# What is asked
Starting at the first line of the data, print each line verbatim up to and including the line bearing "top-0 left-[236px] w-[439px]", omitting pictures.

# Data to process
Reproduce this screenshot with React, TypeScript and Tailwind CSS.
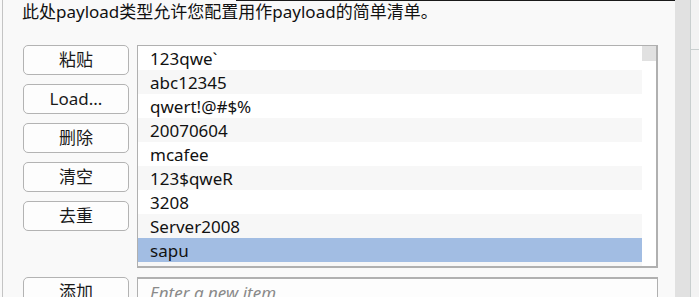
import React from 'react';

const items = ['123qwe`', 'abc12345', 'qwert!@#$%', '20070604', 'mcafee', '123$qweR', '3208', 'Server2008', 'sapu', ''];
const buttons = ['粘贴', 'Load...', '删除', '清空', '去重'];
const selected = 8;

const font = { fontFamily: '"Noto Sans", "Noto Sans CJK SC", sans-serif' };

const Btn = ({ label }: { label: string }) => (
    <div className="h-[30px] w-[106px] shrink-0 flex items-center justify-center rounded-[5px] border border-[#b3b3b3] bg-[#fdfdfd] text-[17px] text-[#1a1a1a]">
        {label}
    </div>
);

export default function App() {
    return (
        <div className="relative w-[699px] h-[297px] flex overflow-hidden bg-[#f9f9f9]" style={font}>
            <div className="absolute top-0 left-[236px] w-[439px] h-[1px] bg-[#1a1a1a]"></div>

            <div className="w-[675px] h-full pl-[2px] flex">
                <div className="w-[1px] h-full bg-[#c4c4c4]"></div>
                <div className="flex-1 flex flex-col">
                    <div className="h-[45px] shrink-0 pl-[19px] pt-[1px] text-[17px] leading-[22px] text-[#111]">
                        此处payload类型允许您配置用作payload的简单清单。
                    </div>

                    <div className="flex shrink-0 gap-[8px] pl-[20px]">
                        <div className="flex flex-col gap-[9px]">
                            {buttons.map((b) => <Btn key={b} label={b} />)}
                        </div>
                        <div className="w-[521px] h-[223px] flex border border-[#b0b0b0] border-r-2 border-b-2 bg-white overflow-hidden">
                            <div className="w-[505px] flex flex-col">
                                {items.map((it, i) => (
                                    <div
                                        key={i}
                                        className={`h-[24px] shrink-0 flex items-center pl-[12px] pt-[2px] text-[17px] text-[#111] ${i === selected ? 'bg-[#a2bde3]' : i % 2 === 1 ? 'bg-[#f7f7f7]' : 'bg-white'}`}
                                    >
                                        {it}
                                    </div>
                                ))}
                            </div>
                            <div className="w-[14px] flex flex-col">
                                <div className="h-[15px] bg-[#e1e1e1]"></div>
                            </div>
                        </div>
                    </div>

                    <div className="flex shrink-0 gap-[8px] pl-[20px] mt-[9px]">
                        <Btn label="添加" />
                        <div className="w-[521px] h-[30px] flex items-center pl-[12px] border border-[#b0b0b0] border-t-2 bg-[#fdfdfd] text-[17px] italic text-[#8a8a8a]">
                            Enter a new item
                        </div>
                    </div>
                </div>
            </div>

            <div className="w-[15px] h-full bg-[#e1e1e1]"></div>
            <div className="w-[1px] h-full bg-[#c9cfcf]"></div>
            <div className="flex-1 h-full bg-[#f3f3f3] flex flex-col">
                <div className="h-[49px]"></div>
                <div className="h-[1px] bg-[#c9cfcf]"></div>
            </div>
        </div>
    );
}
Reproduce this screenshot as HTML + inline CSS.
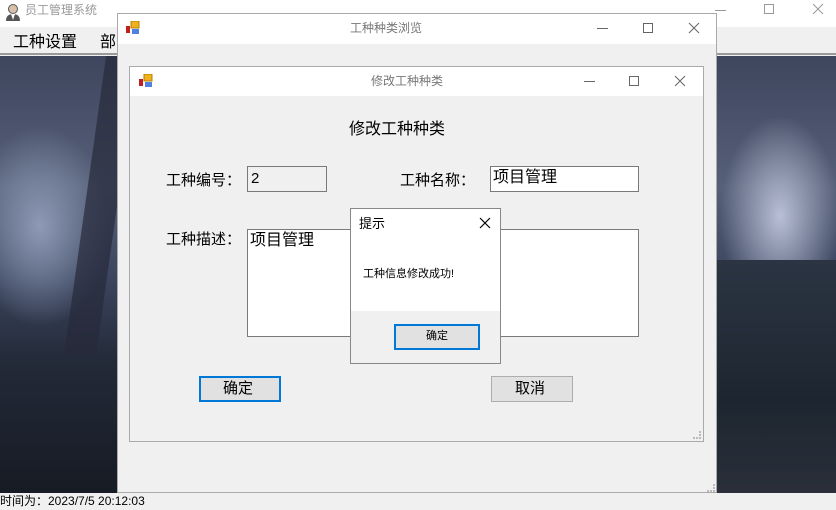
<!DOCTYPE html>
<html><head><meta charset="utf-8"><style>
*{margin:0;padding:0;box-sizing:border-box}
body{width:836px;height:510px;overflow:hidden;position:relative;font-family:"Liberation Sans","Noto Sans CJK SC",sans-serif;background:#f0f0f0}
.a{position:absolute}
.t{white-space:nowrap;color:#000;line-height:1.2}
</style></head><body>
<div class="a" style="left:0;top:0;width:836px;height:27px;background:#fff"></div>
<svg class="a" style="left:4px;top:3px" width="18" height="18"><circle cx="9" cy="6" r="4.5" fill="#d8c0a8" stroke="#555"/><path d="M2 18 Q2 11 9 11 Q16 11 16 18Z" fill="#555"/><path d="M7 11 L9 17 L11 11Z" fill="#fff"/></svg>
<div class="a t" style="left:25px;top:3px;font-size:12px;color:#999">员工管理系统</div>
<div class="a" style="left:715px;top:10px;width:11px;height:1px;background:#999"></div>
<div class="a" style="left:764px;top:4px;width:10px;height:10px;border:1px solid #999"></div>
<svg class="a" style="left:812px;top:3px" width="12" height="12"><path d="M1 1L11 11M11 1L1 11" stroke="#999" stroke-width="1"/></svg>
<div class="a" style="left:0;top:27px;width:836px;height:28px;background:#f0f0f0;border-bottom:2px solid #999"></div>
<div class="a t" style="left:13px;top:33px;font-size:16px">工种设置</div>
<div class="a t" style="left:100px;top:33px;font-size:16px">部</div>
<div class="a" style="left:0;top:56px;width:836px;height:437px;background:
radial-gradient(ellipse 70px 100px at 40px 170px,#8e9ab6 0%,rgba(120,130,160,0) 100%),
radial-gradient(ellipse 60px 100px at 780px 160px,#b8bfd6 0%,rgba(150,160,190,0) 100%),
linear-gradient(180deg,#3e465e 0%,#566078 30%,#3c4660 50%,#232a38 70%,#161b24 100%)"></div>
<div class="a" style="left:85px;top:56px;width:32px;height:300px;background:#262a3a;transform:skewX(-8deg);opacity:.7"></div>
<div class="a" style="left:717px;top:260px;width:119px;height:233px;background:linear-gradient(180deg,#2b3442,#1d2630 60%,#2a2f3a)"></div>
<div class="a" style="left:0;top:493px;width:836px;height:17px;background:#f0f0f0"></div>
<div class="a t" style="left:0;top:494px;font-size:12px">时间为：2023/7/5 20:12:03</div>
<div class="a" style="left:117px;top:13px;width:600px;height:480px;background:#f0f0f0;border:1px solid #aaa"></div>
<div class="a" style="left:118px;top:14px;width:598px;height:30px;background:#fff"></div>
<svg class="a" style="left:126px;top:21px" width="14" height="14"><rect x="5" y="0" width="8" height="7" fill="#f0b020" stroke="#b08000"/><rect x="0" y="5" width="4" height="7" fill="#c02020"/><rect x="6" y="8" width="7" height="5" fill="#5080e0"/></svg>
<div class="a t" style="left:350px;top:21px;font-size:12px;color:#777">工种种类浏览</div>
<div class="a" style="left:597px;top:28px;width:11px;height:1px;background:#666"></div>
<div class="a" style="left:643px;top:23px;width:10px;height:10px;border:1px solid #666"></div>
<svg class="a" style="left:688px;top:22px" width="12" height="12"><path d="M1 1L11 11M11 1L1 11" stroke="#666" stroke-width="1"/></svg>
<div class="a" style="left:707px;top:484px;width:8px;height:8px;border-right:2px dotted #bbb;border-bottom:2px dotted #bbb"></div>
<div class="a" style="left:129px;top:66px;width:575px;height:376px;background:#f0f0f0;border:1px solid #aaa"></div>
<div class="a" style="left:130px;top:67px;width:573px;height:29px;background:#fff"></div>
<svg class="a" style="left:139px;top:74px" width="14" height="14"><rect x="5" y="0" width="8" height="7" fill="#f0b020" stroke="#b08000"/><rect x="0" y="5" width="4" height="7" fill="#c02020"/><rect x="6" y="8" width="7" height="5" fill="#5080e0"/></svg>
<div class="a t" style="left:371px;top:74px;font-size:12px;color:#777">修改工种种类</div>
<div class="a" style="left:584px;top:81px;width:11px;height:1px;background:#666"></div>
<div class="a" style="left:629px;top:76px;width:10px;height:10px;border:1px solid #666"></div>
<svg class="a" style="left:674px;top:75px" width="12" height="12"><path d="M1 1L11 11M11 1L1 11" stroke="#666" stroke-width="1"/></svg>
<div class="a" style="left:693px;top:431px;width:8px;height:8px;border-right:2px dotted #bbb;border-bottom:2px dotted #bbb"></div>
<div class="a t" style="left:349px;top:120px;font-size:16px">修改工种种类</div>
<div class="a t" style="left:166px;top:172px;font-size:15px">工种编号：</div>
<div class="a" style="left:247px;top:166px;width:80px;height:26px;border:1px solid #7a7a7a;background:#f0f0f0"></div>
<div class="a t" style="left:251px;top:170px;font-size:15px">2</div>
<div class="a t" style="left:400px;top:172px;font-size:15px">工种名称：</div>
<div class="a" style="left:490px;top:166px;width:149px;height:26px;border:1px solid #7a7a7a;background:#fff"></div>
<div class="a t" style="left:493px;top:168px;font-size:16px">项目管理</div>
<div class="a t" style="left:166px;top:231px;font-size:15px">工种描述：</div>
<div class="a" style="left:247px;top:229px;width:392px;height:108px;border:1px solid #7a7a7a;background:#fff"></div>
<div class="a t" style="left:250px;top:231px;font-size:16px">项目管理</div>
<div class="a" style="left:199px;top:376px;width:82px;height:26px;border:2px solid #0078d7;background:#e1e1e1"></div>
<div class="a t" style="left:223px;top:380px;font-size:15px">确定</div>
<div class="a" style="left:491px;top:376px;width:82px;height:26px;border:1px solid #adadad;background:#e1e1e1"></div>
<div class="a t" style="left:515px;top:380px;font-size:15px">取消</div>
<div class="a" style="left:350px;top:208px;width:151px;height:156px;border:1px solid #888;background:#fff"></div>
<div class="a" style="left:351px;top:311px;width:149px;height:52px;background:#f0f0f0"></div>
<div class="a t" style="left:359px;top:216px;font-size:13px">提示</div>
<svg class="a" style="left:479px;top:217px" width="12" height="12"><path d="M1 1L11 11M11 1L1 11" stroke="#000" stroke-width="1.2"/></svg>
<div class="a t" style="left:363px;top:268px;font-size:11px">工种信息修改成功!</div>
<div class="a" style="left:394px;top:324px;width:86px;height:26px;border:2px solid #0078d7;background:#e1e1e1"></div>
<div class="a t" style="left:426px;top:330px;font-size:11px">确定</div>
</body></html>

# Finished task
Reproduce this screenshot with React, TypeScript and Tailwind CSS.
import React from 'react';

const items = ['123qwe`', 'abc12345', 'qwert!@#$%', '20070604', 'mcafee', '123$qweR', '3208', 'Server2008', 'sapu', ''];
const buttons = ['粘贴', 'Load...', '删除', '清空', '去重'];
const selected = 8;

const font = { fontFamily: '"Noto Sans", "Noto Sans CJK SC", sans-serif' };

const Btn = ({ label }: { label: string }) => (
    <div className="h-[30px] w-[106px] shrink-0 flex items-center justify-center rounded-[5px] border border-[#b3b3b3] bg-[#fdfdfd] text-[17px] text-[#1a1a1a]">
        {label}
    </div>
);

export default function App() {
    return (
        <div className="relative w-[699px] h-[297px] flex overflow-hidden bg-[#f9f9f9]" style={font}>
            <div className="absolute top-0 left-[236px] w-[439px] h-[1px] bg-[#1a1a1a]"></div>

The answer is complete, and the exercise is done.